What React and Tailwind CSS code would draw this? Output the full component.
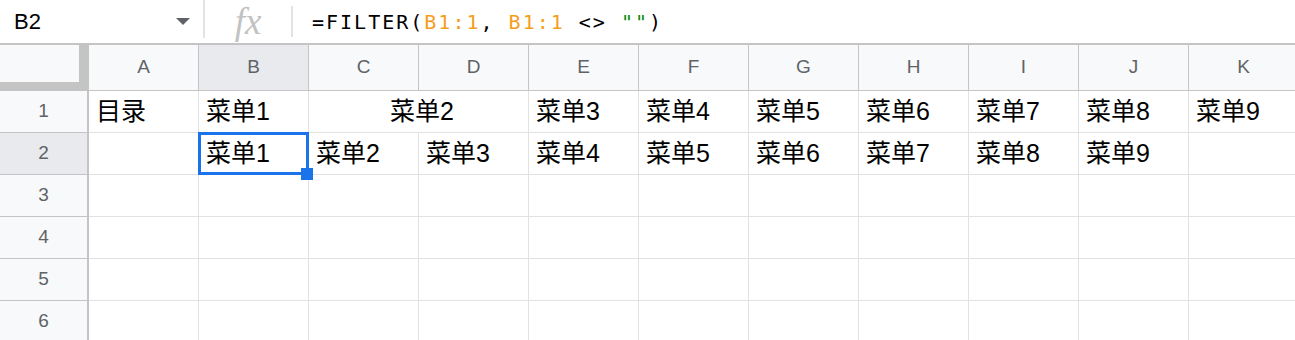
const COLS = ["A", "B", "C", "D", "E", "F", "G", "H", "I", "J", "K"];

const sans = { fontFamily: '"Liberation Sans", Arial, "Noto Sans CJK SC", sans-serif' };

function Cell({ text, span, children }) {
  return (
    <div
      className={`relative h-[42px] border-r border-b border-[#e2e2e2] flex items-center pl-[7px] text-[25px] text-black whitespace-nowrap ${span ? "col-span-2 justify-center pl-0" : ""}`}
      style={sans}
    >
      {text}
      {children}
    </div>
  );
}

function RowHead({ n, active }) {
  return (
    <div
      className={`h-[42px] border-r-2 border-b border-[#c4c4c4] flex items-center justify-center text-[19px] text-[#5f6368] ${active ? "bg-[#e8eaed]" : "bg-[#f8f9fa]"}`}
      style={sans}
    >
      {n}
    </div>
  );
}

export default function App() {
  const row1 = ["目录", "菜单1", null, "菜单3", "菜单4", "菜单5", "菜单6", "菜单7", "菜单8", "菜单9"];
  const row2 = ["", "菜单1", "菜单2", "菜单3", "菜单4", "菜单5", "菜单6", "菜单7", "菜单8", "菜单9", ""];

  return (
    <div className="w-[1295px] h-[340px] overflow-hidden bg-white">
      {/* formula bar */}
      <div className="flex items-center h-[45px] border-b-2 border-[#c4c4c4]">
        <div className="w-[203px] h-full flex items-center justify-between pl-[14px] pr-[13px]">
          <span className="text-[22px] text-black" style={sans}>B2</span>
          <svg width="14" height="7" viewBox="0 0 14 7">
            <path d="M0 0h14L7 7z" fill="#5f6368" />
          </svg>
        </div>
        <div className="w-[2px] h-[38px] self-start bg-[#e3e3e3]" />
        <div className="w-[86px] h-full flex items-center justify-center">
          <span
            className="text-[37px] italic text-[#c2c2c2] leading-[42px]"
            style={{ fontFamily: '"Liberation Serif", "Times New Roman", serif' }}
          >
            fx
          </span>
        </div>
        <div className="w-[2px] h-[31px] bg-[#e3e3e3]" />
        <div
          className="pl-[19px] text-[20px] tracking-[2px] text-black whitespace-pre"
          style={{ fontFamily: '"DejaVu Sans Mono", "Liberation Mono", monospace' }}
        >
          =FILTER(<span className="text-[#f59e1b]">B1:1</span>, <span className="text-[#f59e1b]">B1:1</span> {"<>"} <span className="text-[#0b8a0b]">""</span>)
        </div>
      </div>

      {/* grid */}
      <div className="grid grid-cols-[89px_repeat(11,110px)]">
        <div className="h-[46px] bg-[#c4c4c4]">
          <div className="w-[79px] h-[37px] bg-[#f8f9fa]" />
        </div>
        {COLS.map((c) => (
          <div
            key={c}
            className={`h-[46px] border-r border-b border-[#c4c4c4] flex items-center justify-center text-[19px] text-[#5f6368] ${c === "B" ? "bg-[#e8eaed]" : "bg-[#f8f9fa]"}`}
            style={sans}
          >
            {c}
          </div>
        ))}

        <RowHead n={1} />
        {row1.map((t, i) =>
          i === 2 ? null : i === 1 ? (
            <>
              <Cell key={i} text={t} />
              <Cell key="m" text="菜单2" span />
            </>
          ) : (
            <Cell key={i} text={t} />
          )
        )}

        <RowHead n={2} active />
        {row2.map((t, i) =>
          i === 1 ? (
            <Cell key={i} text={t}>
              <div className="absolute -left-[1px] -top-[1px] -right-[1px] -bottom-[1px] border-[3px] border-[#1a73e8] pointer-events-none" />
              <div className="absolute -right-[5px] -bottom-[6px] w-[12px] h-[12px] bg-[#1a73e8] z-10" />
            </Cell>
          ) : (
            <Cell key={i} text={t} />
          )
        )}

        {[3, 4, 5, 6].map((n) => (
          <>
            <RowHead key={"h" + n} n={n} />
            {COLS.map((c) => (
              <Cell key={c + n} text="" />
            ))}
          </>
        ))}
      </div>
    </div>
  );
}
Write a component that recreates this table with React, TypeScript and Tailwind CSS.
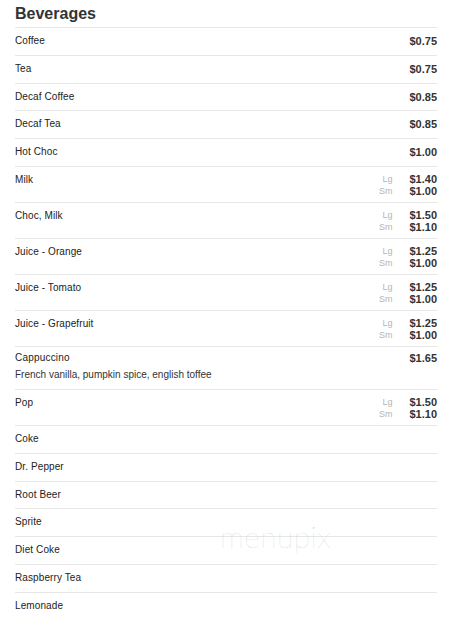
const items: { name: string; price?: string; lg?: string; sm?: string; desc?: string }[] = [
  { name: "Coffee", price: "$0.75" },
  { name: "Tea", price: "$0.75" },
  { name: "Decaf Coffee", price: "$0.85" },
  { name: "Decaf Tea", price: "$0.85" },
  { name: "Hot Choc", price: "$1.00" },
  { name: "Milk", lg: "$1.40", sm: "$1.00" },
  { name: "Choc, Milk", lg: "$1.50", sm: "$1.10" },
  { name: "Juice - Orange", lg: "$1.25", sm: "$1.00" },
  { name: "Juice - Tomato", lg: "$1.25", sm: "$1.00" },
  { name: "Juice - Grapefruit", lg: "$1.25", sm: "$1.00" },
  { name: "Cappuccino", price: "$1.65", desc: "French vanilla, pumpkin spice, english toffee" },
  { name: "Pop", lg: "$1.50", sm: "$1.10" },
  { name: "Coke" },
  { name: "Dr. Pepper" },
  { name: "Root Beer" },
  { name: "Sprite" },
  { name: "Diet Coke" },
  { name: "Raspberry Tea" },
  { name: "Lemonade" },
];

function Row({ item }: { item: (typeof items)[number] }) {
  if (item.lg) {
    return (
      <div className="flex justify-between border-b border-[#e6e6e6] pt-[6px] pb-[5px]">
        <span className="text-[10px] leading-[14px] text-[#222] tracking-[0.1px]">{item.name}</span>
        <div className="grid grid-cols-[auto_auto] gap-x-[17px] leading-[12px]">
          <span className="text-[9px] text-right text-[#b5b5b5]">Lg</span>
          <span className="text-[11px] font-bold text-[#333]">{item.lg}</span>
          <span className="text-[9px] text-right text-[#b5b5b5]">Sm</span>
          <span className="text-[11px] font-bold text-[#333]">{item.sm}</span>
        </div>
      </div>
    );
  }
  if (item.desc) {
    return (
      <div className="border-b border-[#e6e6e6] pt-[4px] pb-[7px]">
        <div className="flex justify-between">
          <span className="text-[10px] leading-[14px] text-[#222] tracking-[0.2px]">{item.name}</span>
          <span className="text-[11px] leading-[14px] font-bold text-[#333]">{item.price}</span>
        </div>
        <p className="mt-[3px] text-[10px] leading-[14px] text-[#333]">{item.desc}</p>
      </div>
    );
  }
  return (
    <div className="flex justify-between border-b border-[#e6e6e6] pt-[6px] pb-[6.8px]">
      <span className="text-[10px] leading-[14px] text-[#222] tracking-[0.1px]">{item.name}</span>
      {item.price && <span className="text-[11px] leading-[14px] font-bold text-[#333]">{item.price}</span>}
    </div>
  );
}

export default function App() {
  return (
    <div
      className="relative min-h-[618px] bg-white pl-[15px] pr-[16px]"
      style={{ fontFamily: '"Liberation Sans", Arial, sans-serif' }}
    >
      <h2 className="pt-[4px] pb-[4px] text-[16px] leading-[19px] font-bold text-[#333] border-b border-[#e6e6e6]">
        Beverages
      </h2>
      {items.map((it) => (
        <Row key={it.name} item={it} />
      ))}
      {/* watermark */}
      <div
        className="absolute left-[220px] top-[521px] text-[30px] leading-[30px] font-thin tracking-[0.5px] text-[#d6d6d6] select-none"
        style={{ fontFamily: "Lato, sans-serif" }}
      >
        menupix
      </div>
    </div>
  );
}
——
Given instruction: Make an exact copy of the whole listing, but don't bring over any pictures.

The reply:
What React and Tailwind CSS code would draw this? Output the full component.
const COLS = ["A", "B", "C", "D", "E", "F", "G", "H", "I", "J", "K"];

const sans = { fontFamily: '"Liberation Sans", Arial, "Noto Sans CJK SC", sans-serif' };

function Cell({ text, span, children }) {
  return (
    <div
      className={`relative h-[42px] border-r border-b border-[#e2e2e2] flex items-center pl-[7px] text-[25px] text-black whitespace-nowrap ${span ? "col-span-2 justify-center pl-0" : ""}`}
      style={sans}
    >
      {text}
      {children}
    </div>
  );
}

function RowHead({ n, active }) {
  return (
    <div
      className={`h-[42px] border-r-2 border-b border-[#c4c4c4] flex items-center justify-center text-[19px] text-[#5f6368] ${active ? "bg-[#e8eaed]" : "bg-[#f8f9fa]"}`}
      style={sans}
    >
      {n}
    </div>
  );
}

export default function App() {
  const row1 = ["目录", "菜单1", null, "菜单3", "菜单4", "菜单5", "菜单6", "菜单7", "菜单8", "菜单9"];
  const row2 = ["", "菜单1", "菜单2", "菜单3", "菜单4", "菜单5", "菜单6", "菜单7", "菜单8", "菜单9", ""];

  return (
    <div className="w-[1295px] h-[340px] overflow-hidden bg-white">
      {/* formula bar */}
      <div className="flex items-center h-[45px] border-b-2 border-[#c4c4c4]">
        <div className="w-[203px] h-full flex items-center justify-between pl-[14px] pr-[13px]">
          <span className="text-[22px] text-black" style={sans}>B2</span>
          <svg width="14" height="7" viewBox="0 0 14 7">
            <path d="M0 0h14L7 7z" fill="#5f6368" />
          </svg>
        </div>
        <div className="w-[2px] h-[38px] self-start bg-[#e3e3e3]" />
        <div className="w-[86px] h-full flex items-center justify-center">
          <span
            className="text-[37px] italic text-[#c2c2c2] leading-[42px]"
            style={{ fontFamily: '"Liberation Serif", "Times New Roman", serif' }}
          >
            fx
          </span>
        </div>
        <div className="w-[2px] h-[31px] bg-[#e3e3e3]" />
        <div
          className="pl-[19px] text-[20px] tracking-[2px] text-black whitespace-pre"
          style={{ fontFamily: '"DejaVu Sans Mono", "Liberation Mono", monospace' }}
        >
          =FILTER(<span className="text-[#f59e1b]">B1:1</span>, <span className="text-[#f59e1b]">B1:1</span> {"<>"} <span className="text-[#0b8a0b]">""</span>)
        </div>
      </div>

      {/* grid */}
      <div className="grid grid-cols-[89px_repeat(11,110px)]">
        <div className="h-[46px] bg-[#c4c4c4]">
          <div className="w-[79px] h-[37px] bg-[#f8f9fa]" />
        </div>
        {COLS.map((c) => (
          <div
            key={c}
            className={`h-[46px] border-r border-b border-[#c4c4c4] flex items-center justify-center text-[19px] text-[#5f6368] ${c === "B" ? "bg-[#e8eaed]" : "bg-[#f8f9fa]"}`}
            style={sans}
          >
            {c}
          </div>
        ))}

        <RowHead n={1} />
        {row1.map((t, i) =>
          i === 2 ? null : i === 1 ? (
            <>
              <Cell key={i} text={t} />
              <Cell key="m" text="菜单2" span />
            </>
          ) : (
            <Cell key={i} text={t} />
          )
        )}

        <RowHead n={2} active />
        {row2.map((t, i) =>
          i === 1 ? (
            <Cell key={i} text={t}>
              <div className="absolute -left-[1px] -top-[1px] -right-[1px] -bottom-[1px] border-[3px] border-[#1a73e8] pointer-events-none" />
              <div className="absolute -right-[5px] -bottom-[6px] w-[12px] h-[12px] bg-[#1a73e8] z-10" />
            </Cell>
          ) : (
            <Cell key={i} text={t} />
          )
        )}

        {[3, 4, 5, 6].map((n) => (
          <>
            <RowHead key={"h" + n} n={n} />
            {COLS.map((c) => (
              <Cell key={c + n} text="" />
            ))}
          </>
        ))}
      </div>
    </div>
  );
}
Write a component that recreates this table with React, TypeScript and Tailwind CSS.
const items: { name: string; price?: string; lg?: string; sm?: string; desc?: string }[] = [
  { name: "Coffee", price: "$0.75" },
  { name: "Tea", price: "$0.75" },
  { name: "Decaf Coffee", price: "$0.85" },
  { name: "Decaf Tea", price: "$0.85" },
  { name: "Hot Choc", price: "$1.00" },
  { name: "Milk", lg: "$1.40", sm: "$1.00" },
  { name: "Choc, Milk", lg: "$1.50", sm: "$1.10" },
  { name: "Juice - Orange", lg: "$1.25", sm: "$1.00" },
  { name: "Juice - Tomato", lg: "$1.25", sm: "$1.00" },
  { name: "Juice - Grapefruit", lg: "$1.25", sm: "$1.00" },
  { name: "Cappuccino", price: "$1.65", desc: "French vanilla, pumpkin spice, english toffee" },
  { name: "Pop", lg: "$1.50", sm: "$1.10" },
  { name: "Coke" },
  { name: "Dr. Pepper" },
  { name: "Root Beer" },
  { name: "Sprite" },
  { name: "Diet Coke" },
  { name: "Raspberry Tea" },
  { name: "Lemonade" },
];

function Row({ item }: { item: (typeof items)[number] }) {
  if (item.lg) {
    return (
      <div className="flex justify-between border-b border-[#e6e6e6] pt-[6px] pb-[5px]">
        <span className="text-[10px] leading-[14px] text-[#222] tracking-[0.1px]">{item.name}</span>
        <div className="grid grid-cols-[auto_auto] gap-x-[17px] leading-[12px]">
          <span className="text-[9px] text-right text-[#b5b5b5]">Lg</span>
          <span className="text-[11px] font-bold text-[#333]">{item.lg}</span>
          <span className="text-[9px] text-right text-[#b5b5b5]">Sm</span>
          <span className="text-[11px] font-bold text-[#333]">{item.sm}</span>
        </div>
      </div>
    );
  }
  if (item.desc) {
    return (
      <div className="border-b border-[#e6e6e6] pt-[4px] pb-[7px]">
        <div className="flex justify-between">
          <span className="text-[10px] leading-[14px] text-[#222] tracking-[0.2px]">{item.name}</span>
          <span className="text-[11px] leading-[14px] font-bold text-[#333]">{item.price}</span>
        </div>
        <p className="mt-[3px] text-[10px] leading-[14px] text-[#333]">{item.desc}</p>
      </div>
    );
  }
  return (
    <div className="flex justify-between border-b border-[#e6e6e6] pt-[6px] pb-[6.8px]">
      <span className="text-[10px] leading-[14px] text-[#222] tracking-[0.1px]">{item.name}</span>
      {item.price && <span className="text-[11px] leading-[14px] font-bold text-[#333]">{item.price}</span>}
    </div>
  );
}

export default function App() {
  return (
    <div
      className="relative min-h-[618px] bg-white pl-[15px] pr-[16px]"
      style={{ fontFamily: '"Liberation Sans", Arial, sans-serif' }}
    >
      <h2 className="pt-[4px] pb-[4px] text-[16px] leading-[19px] font-bold text-[#333] border-b border-[#e6e6e6]">
        Beverages
      </h2>
      {items.map((it) => (
        <Row key={it.name} item={it} />
      ))}
      {/* watermark */}
      <div
        className="absolute left-[220px] top-[521px] text-[30px] leading-[30px] font-thin tracking-[0.5px] text-[#d6d6d6] select-none"
        style={{ fontFamily: "Lato, sans-serif" }}
      >
        menupix
      </div>
    </div>
  );
}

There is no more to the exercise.